If Congress puts a future price on carbon, the South could be more vulnerable but also “could perhaps gain the most by capitalizing on opportunities to transform its energy system, compared with other areas of the country,” the report said.
Building codes and appliance standards either do not exist in Southern states or they lag well behind the codes and standards in other regions. Efficiency is pursued less aggressively, too.
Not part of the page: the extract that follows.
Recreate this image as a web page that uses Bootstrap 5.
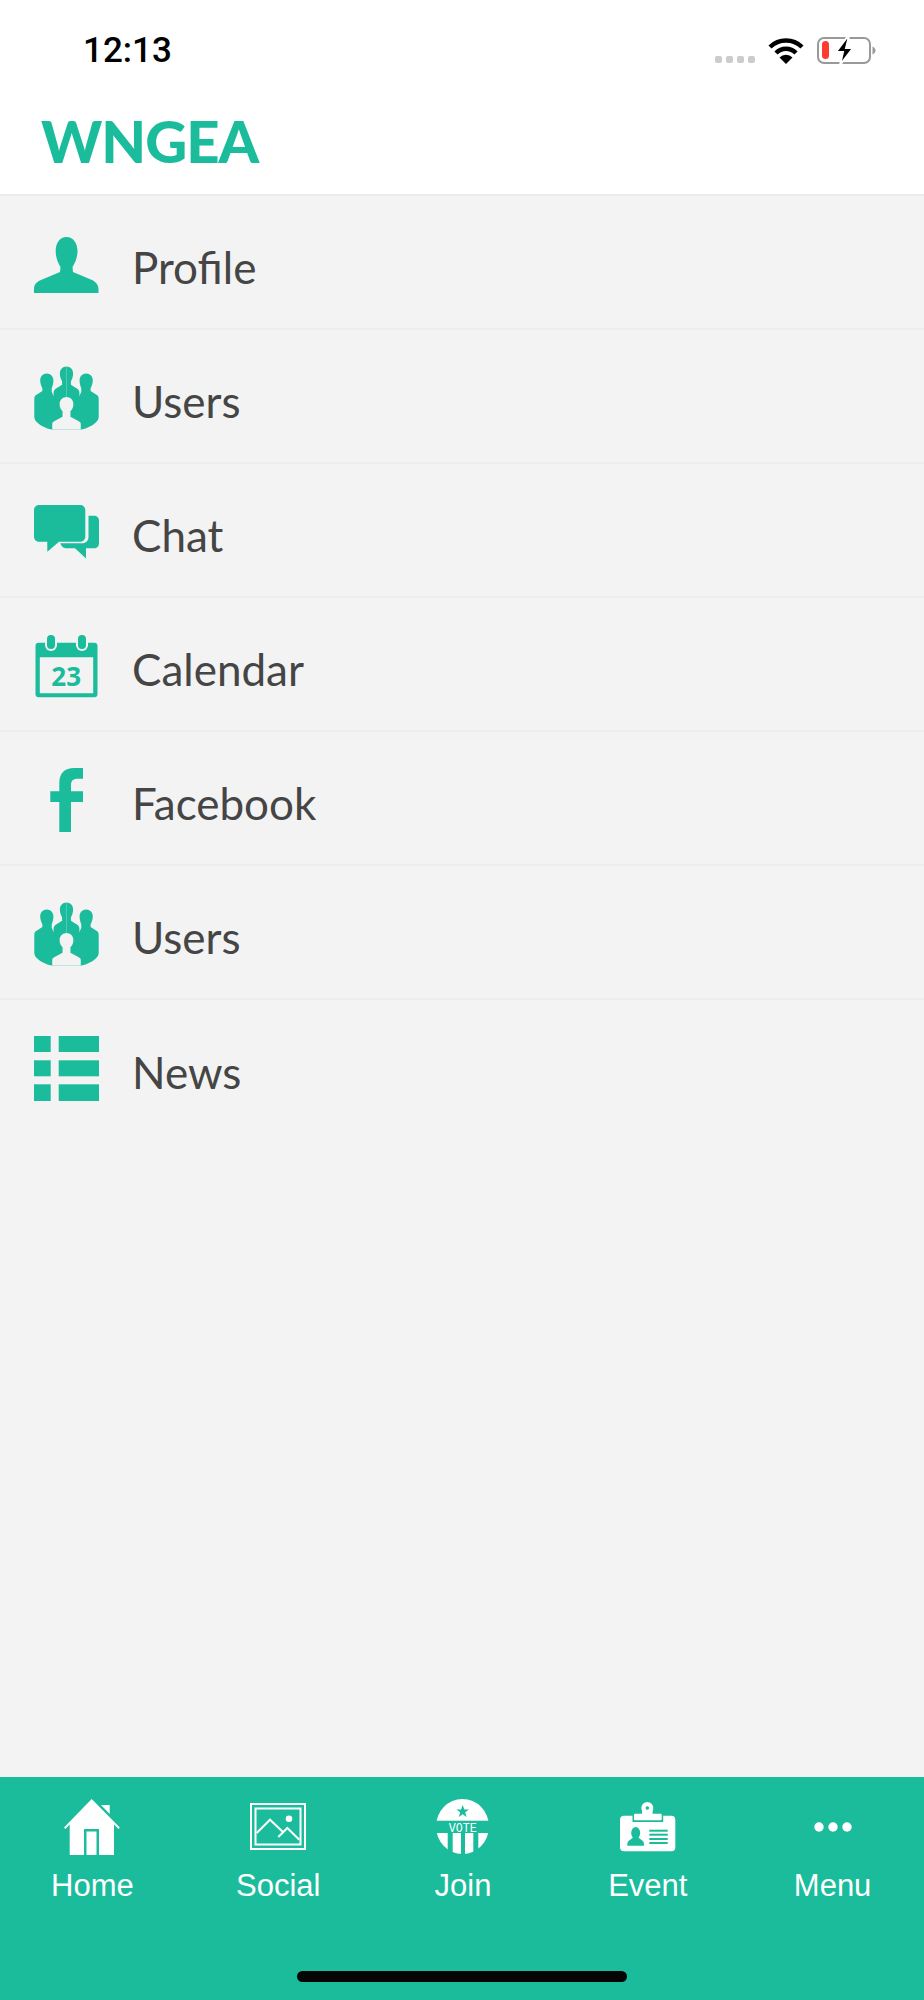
<!DOCTYPE html>
<html lang="en">

<head>
    <meta charset="UTF-8">
    <meta name="viewport" content="width=device-width, initial-scale=1.0">
    <title>WNGEA</title>
    <link href="https://cdn.jsdelivr.net/npm/bootstrap@5.3.0/dist/css/bootstrap.min.css" rel="stylesheet">
    <style>
        body {
            background-color: #f3f3f3;
        }

        .app-top {
            height: 196px;
            background-color: #fff;
            border-bottom: 2px solid #ebebeb;
        }

        .status-row {
            height: 76px;
            padding: 34px 48px 0 83px;
        }

        .status-time {
            margin-top: 1px;
            font: 500 35px/32px Roboto, "Liberation Sans", sans-serif;
            color: #000;
        }

        .signal-dot {
            width: 7px;
            height: 7px;
            margin-right: 4px;
            border-radius: 2px;
            background-color: #ccc;
        }

        .signal-dots {
            margin: 22px 9px 0 0;
        }

        .status-icon {
            margin-top: 3px;
        }

        .wifi-icon {
            margin-right: 9px;
        }

        .brand-name {
            padding: 35px 0 0 41px;
            font: 900 58px/60px Lato, "Liberation Sans", sans-serif;
            letter-spacing: -1px;
            color: #1abc9c;
        }

        .menu-rows {
            --bs-list-group-bg: #f3f3f3;
            --bs-list-group-border-color: #ededed;
            --bs-list-group-border-width: 2px;
            --bs-list-group-border-radius: 0;
        }

        .menu-row {
            height: 134px;
            padding: 0 0 0 34px;
            font: 400 44px/48px Lato, "Open Sans", sans-serif;
            color: #454545;
        }

        .menu-icon {
            width: 65px;
            margin: 4px 33px 0 0;
            flex-shrink: 0;
            fill: #1abc9c;
        }

        .menu-label {
            margin-top: 9px;
        }

        .tab-bar {
            height: 223px;
            background-color: #1abc9c;
        }

        .tab-item {
            width: 20%;
            padding-top: 20px;
            font: 400 31px/36px "Liberation Sans", Arial, sans-serif;
            color: #fff;
        }

        .tab-item + .tab-item {
            padding-left: 2px;
        }

        .tab-icon {
            height: 59px;
            margin-bottom: 12px;
        }

        .home-line {
            width: 330px;
            height: 11px;
            margin-bottom: 18px;
            border-radius: 6px;
            background-color: #050505;
        }
    </style>
</head>

<body>
    <div class="d-flex flex-column vh-100">
        <header class="app-top">
            <div class="status-row d-flex">
                <div class="status-time me-auto">12:13</div>
                <div class="signal-dots d-flex">
                    <span class="signal-dot"></span><span class="signal-dot"></span><span class="signal-dot"></span><span class="signal-dot"></span>
                </div>
                <svg class="status-icon wifi-icon" width="36" height="27" viewBox="0 0 36 27">
                    <path d="M2 10A23 23 0 0 1 34 10M8 16A14 14 0 0 1 28 16" fill="none" stroke="#000" stroke-width="4.5"/>
                    <path d="M18 27 11.5 20.5A9 9 0 0 1 24.5 20.5Z"/>
                </svg>
                <svg class="status-icon ms-1" width="59" height="27" viewBox="0 0 59 27">
                    <rect x="1" y="1" width="52" height="25" rx="6" fill="none" stroke="#999" stroke-width="2"/>
                    <rect x="5" y="4" width="7" height="18" rx="3.5" fill="#ff3b30"/>
                    <path d="M55.5 9.5c2 1 3 2.500 3 4s-1 3-3 4Z" fill="#999"/>
                    <path d="M31 -1 19 15h7l-3 13 13-17h-7l3-12Z" fill="#000" stroke="#fff" stroke-width="2"/>
                </svg>
            </div>
            <div class="brand-name">WNGEA</div>
        </header>

        <main class="flex-grow-1">
            <div class="list-group list-group-flush menu-rows">
                <div class="list-group-item menu-row d-flex align-items-center">
                    <svg class="menu-icon" width="65" height="58" viewBox="0 -2 65 58">
                        <path d="M32.500 0C26 0 21.700 6 21.700 14 21.700 21 24 26 26.500 30L26 35 7 43C2 45 0 48 0 52V56H64.500V52C64.500 48 62 45 58 43L39 35 38.500 30C41 26 43.500 21 43.500 14 43.500 6 39 0 32.500 0Z"/>
                    </svg>
                    <span class="menu-label">Profile</span>
                </div>
                <div class="list-group-item menu-row d-flex align-items-center">
                    <svg class="menu-icon" width="65" height="64" viewBox="0 0 66 64">
                        <g id="usersIcon">
                            <path d="M13 7C9 7 6.300 10 6.300 14 6.300 17 7.300 20 8.500 22V25L3 28.500C1 29.500.300 31 .300 33V51C.300 53 1.300 55 3.300 57 6.800 60.500 12.300 63 17.700 64H33V30H20L18 26V22C19 20 19.700 17 19.700 14 19.700 10 17 7 13 7Z"/>
                            <path d="M33 0C29 0 26.300 3 26.300 7 26.300 10 27.300 13 28.500 15V18.500L22 22.500C20 24 19.500 26 20 30H33Z"/>
                        </g>
                        <use href="#usersIcon" transform="matrix(-1 0 0 1 66 0)"/>
                        <path fill="#f3f3f3" d="M33 31C29 31 26 34 26 38 26 41 27 43.500 29 45.500V51L20.500 55.500C19 56.500 18.500 57 18.500 58.500V64H47.500V58.500C47.500 57 47 56.500 45.500 55.500L37 51V45.500C39 43.500 40 41 40 38 40 34 37 31 33 31Z"/>
                    </svg>
                    <span class="menu-label">Users</span>
                </div>
                <div class="list-group-item menu-row d-flex align-items-center">
                    <svg class="menu-icon" width="65" height="54" viewBox="0 0 65 54">
                        <path d="M5 0H46.300C49 0 51.300 2.300 51.300 5V31.700C51.300 34.400 49 36.700 46.300 36.700H25L13.300 46.700V36.700H5C2.300 36.700 0 34.400 0 31.700V5C0 2.300 2.300 0 5 0Z"/>
                        <path d="M54.500 10.700H60C63 10.700 65 12.700 65 15.700V38.300C65 41.300 63 43.300 60 43.300H52V53.500L41 43.300H33C30 43.300 27.500 42 26.300 38.300H48C52 38.300 54.500 35.500 54.500 32Z"/>
                    </svg>
                    <span class="menu-label">Chat</span>
                </div>
                <div class="list-group-item menu-row d-flex align-items-center">
                    <svg class="menu-icon" width="62" height="63" viewBox="0 0 62 63">
                        <path fill-rule="evenodd" d="M3 7.700H59C60.700 7.700 62 9 62 10.700V59.300C62 61 60.700 62.300 59 62.300H3C1.300 62.300 0 61 0 59.300V10.700C0 9 1.300 7.700 3 7.700ZM4.300 22.300V58.300H57.700V22.300Z"/>
                        <rect x="9.500" y="-1" width="12" height="17" rx="6" fill="#f3f3f3"/>
                        <rect x="40.500" y="-1" width="12" height="17" rx="6" fill="#f3f3f3"/>
                        <rect x="11.500" y="0" width="8" height="14" rx="4"/>
                        <rect x="42.500" y="0" width="8" height="14" rx="4"/>
                        <text x="30.700" y="51" text-anchor="middle" font-family="Open Sans" font-weight="700" font-size="26">23</text>
                    </svg>
                    <span class="menu-label">Calendar</span>
                </div>
                <div class="list-group-item menu-row d-flex align-items-center">
                    <svg class="menu-icon" width="33" height="64" viewBox="0 0 33 64">
                        <path d="M33 0V10.700H28C24 10.700 21 12.200 21 16.700V23.300H33V34H21V64H9.300V34H.300V23.300H9.300V15C9.300 5 15 0 24 0Z"/>
                    </svg>
                    <span class="menu-label">Facebook</span>
                </div>
                <div class="list-group-item menu-row d-flex align-items-center">
                    <svg class="menu-icon" width="65" height="64" viewBox="0 0 66 64">
                        <use href="#usersIcon"/>
                        <use href="#usersIcon" transform="matrix(-1 0 0 1 66 0)"/>
                        <path fill="#f3f3f3" d="M33 31C29 31 26 34 26 38 26 41 27 43.500 29 45.500V51L20.500 55.500C19 56.500 18.500 57 18.500 58.500V64H47.500V58.500C47.500 57 47 56.500 45.500 55.500L37 51V45.500C39 43.500 40 41 40 38 40 34 37 31 33 31Z"/>
                    </svg>
                    <span class="menu-label">Users</span>
                </div>
                <div class="list-group-item menu-row d-flex align-items-center">
                    <svg class="menu-icon" width="65" height="66" viewBox="0 0 65 66">
                        <rect width="16.700" height="16"/><rect x="24.700" width="40.300" height="16"/>
                        <rect y="24.300" width="16.700" height="16"/><rect x="24.700" y="24.300" width="40.300" height="16"/>
                        <rect y="48.300" width="16.700" height="16.700"/><rect x="24.700" y="48.300" width="40.300" height="16.700"/>
                    </svg>
                    <span class="menu-label">News</span>
                </div>
            </div>
        </main>

        <nav class="tab-bar d-flex flex-column">
            <div class="d-flex text-center flex-grow-1">
                <div class="tab-item">
                    <div class="tab-icon d-flex align-items-center justify-content-center">
                        <svg width="56" height="56" viewBox="0 0 56 56" fill="#fff">
                            <path d="M27.700 0 55.800 28.500 54.500 30 50 25.500V56H5.700V25.500L1.300 30 0 28.500Z"/>
                            <path d="M37 6H45.700V15Z"/>
                            <rect x="20" y="30" width="15" height="26" fill="#1abc9c"/>
                            <rect x="22.500" y="32.500" width="10" height="23.500"/>
                        </svg>
                    </div>
                    <div>Home</div>
                </div>
                <div class="tab-item">
                    <div class="tab-icon d-flex align-items-center justify-content-center">
                        <svg width="56" height="47" viewBox="0 0 56 47" fill="none" stroke="#fff" stroke-width="2">
                            <rect x="1" y="1" width="54" height="45"/>
                            <rect x="5.500" y="5.500" width="45" height="36"/>
                            <path d="M6.700 30 20 16.700 33.500 29.500M28.300 34 37.300 25 49.300 36.700"/>
                            <circle cx="39" cy="15.700" r="3.300" fill="#fff" stroke="none"/>
                        </svg>
                    </div>
                    <div>Social</div>
                </div>
                <div class="tab-item">
                    <div class="tab-icon d-flex align-items-center justify-content-center">
                        <svg width="53" height="55" viewBox="0 0 53 55" fill="#fff">
                            <clipPath id="voteClip"><ellipse cx="26.500" cy="27.500" rx="26.500" ry="27.500"/></clipPath>
                            <g clip-path="url(#voteClip)">
                                <rect width="53" height="21.700"/>
                                <rect y="34" width="11.700" height="21"/>
                                <rect x="16.700" y="34" width="8.300" height="21"/>
                                <rect x="29" y="34" width="8.300" height="21"/>
                                <rect x="42.300" y="34" width="11" height="21"/>
                            </g>
                            <path fill="#1abc9c" d="M26.700 6 28.300 10.500H33L29.200 13.300 30.600 18 26.700 15.200 22.800 18 24.200 13.300 20.400 10.500H25.100Z"/>
                            <text x="12.700" y="32.500" font-family="Liberation Mono" font-size="13" textLength="28" lengthAdjust="spacingAndGlyphs">VOTE</text>
                        </svg>
                    </div>
                    <div>Join</div>
                </div>
                <div class="tab-item">
                    <div class="tab-icon d-flex align-items-center justify-content-center">
                        <svg width="56" height="50" viewBox="0 0 56 50" fill="#fff">
                            <rect y="13.700" width="55.300" height="35.600" rx="4"/>
                            <rect x="12.500" y="10" width="30.700" height="10" fill="#1abc9c"/>
                            <rect x="14" y="11.700" width="27.700" height="6.600" rx="1"/>
                            <circle cx="27.300" cy="6" r="6"/>
                            <rect x="22" y="7" width="10.600" height="6"/>
                            <circle cx="27.300" cy="6" r="1.800" fill="#1abc9c"/>
                            <g fill="#1abc9c">
                                <ellipse cx="15.700" cy="31" rx="4.500" ry="6"/>
                                <path d="M12.500 36 8.500 39C7.700 39.700 7.300 41 7.300 43.700H24C24 41 23.600 39.700 22.800 39L19 36Z"/>
                                <rect x="29.300" y="27.700" width="18.400" height="2"/>
                                <rect x="29.300" y="31.700" width="18.400" height="2"/>
                                <rect x="29.300" y="36" width="18.400" height="2"/>
                                <rect x="29.300" y="40" width="18.400" height="2"/>
                            </g>
                        </svg>
                    </div>
                    <div>Event</div>
                </div>
                <div class="tab-item">
                    <div class="tab-icon d-flex align-items-center justify-content-center">
                        <svg width="38" height="10" viewBox="0 0 38 10" fill="#fff">
                            <circle cx="5" cy="5" r="4.700"/><circle cx="19" cy="5" r="4.700"/><circle cx="33" cy="5" r="4.700"/>
                        </svg>
                    </div>
                    <div>Menu</div>
                </div>
            </div>
            <div class="home-line mx-auto"></div>
        </nav>
    </div>

    <script src="https://cdn.jsdelivr.net/npm/bootstrap@5.3.0/dist/js/bootstrap.bundle.min.js"></script>
</body>

</html>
A 2009 poll shows that Southerners are almost evenly split over whether U.S. energy policy should favor conservation or drilling, whereas in the West, 60 percent of those polled said policy should favor conservation, and only 31 percent said the U.S. should favor drilling.
The report recommended more aggressive building codes for homes and commercial buildings; expanded weatherization assistance programs for low-income families; tighter standards in commercial buildings for furnaces, boilers, water heaters and air conditioners, and generous incentives for energy saving retrofits.
In industry, where the potential for energy savings is greatest, more efficiency assessments could be provided for plants, and new technologies could be installed in place of aging boilers, motors, pumps and fans, the report said.
By pursuing some of these same policies, California has kept per capita energy use flat in recent decades, while U.S. per capita use overall has risen 50 percent.
Aggressive energy efficiency policies “could set the South on a course toward a more sustainable and prosperous energy future,” the report said. If adopted, it said, the policies would create about 520,000 new “green” jobs by 2030, and the economy would grow by $1 billion — a small but important boost in a region with the highest proportion of poor households in the U.S.

Finally, 20 billion gallons of water could be saved by 2030, or 45 percent of the projected growth in demand for water in the South, because it would not be needed for cooling systems at future new power plants, the report said. By 2030, the water savings are estimated to reach 90 billion gallons.